現地で友達ができないと悩むこともあると思うので、そんな時はSNSの他、オンライン上で同じ境遇の人の体験談を読んだりすることで心が軽くなることもあります。
自分に合う国や文化がある
私の場合、アジア圏の生活の方が長いのですが、それでも欧米とアジアでの生活を比較すると、アジア圏で生活している時はほとんどカルチャーショックがなく、欧米での生活はカルチャーショックが強く出る傾向にありました。
また、自分の肌に合う国や文化…というものはやっぱりあります。
自分の好きな国で生活できることがベストですが、色々な事情によりそんなに簡単に移動できないケースが多いと思います。
ただ、同じ国でも…
- 都市部なのか郊外なのか?
- 住環境は良いか?
こんな要素を考慮して自分に適した環境に変えるだけでも、心地良さであったり生活のしやすさがグッと変わるので、できる範囲内で環境を変えることも良いと思います。
特に住環境は重要です。
カルチャーショックは永遠に繰り返す?
一度カルチャーショックの段階を経験するとそれで終わりではなく、ハネムーン期はほぼなくなるものの、ショック期→適応期→受容期を小刻みに繰り返しているように感じています。
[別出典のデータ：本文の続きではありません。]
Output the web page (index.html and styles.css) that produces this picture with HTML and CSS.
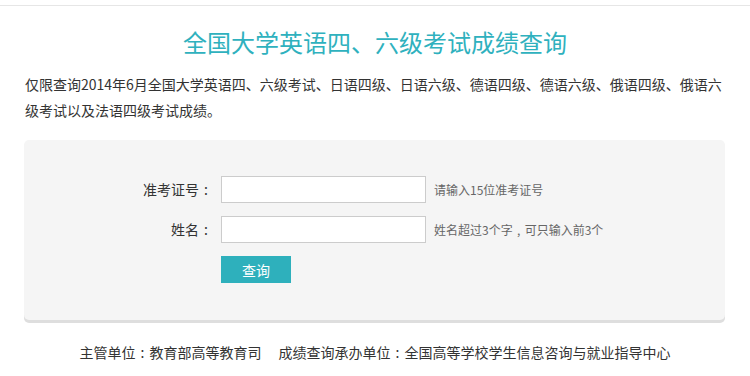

特に嫌な体験をした時ほど、ショック期が何度も訪れます。
私自身、今でも日常生活のほんの些細なことを取り上げて「日本だったら…」と文句を言った後に、「あ…こんな風に比較しても意味ないよね…」とハッと気づく、こんなことがよくあります。
海外在住歴が20年、30年になるとまた変わってくるのかもしれませんが、小さなサイクルでのカルチャーショックというものはずっと続いていくものなのかもしれません。
まとめ
これから海外で生活を始める予定がある…という方は、カルチャーショックには段階があるという考え方と一連のサイクルを理解しておくと、現地で生活をはじめた時に何かと役に立ちます。
実際の海外生活の中で「辛いな…」と感じるようになったら、このサイクルを思い出して自分の現在の心の状態を客観視してみてください。
あと、泣きたい時はとことん泣くこと。
これだけで気分がスッキリしますが、自分で対処できないほど心が疲れてしまった時は、必ず誰かに「助けて!」と言うことを忘れないようにしてください。
どこにいてもピンチの時に手を差し伸べてくれる人は必ずいます。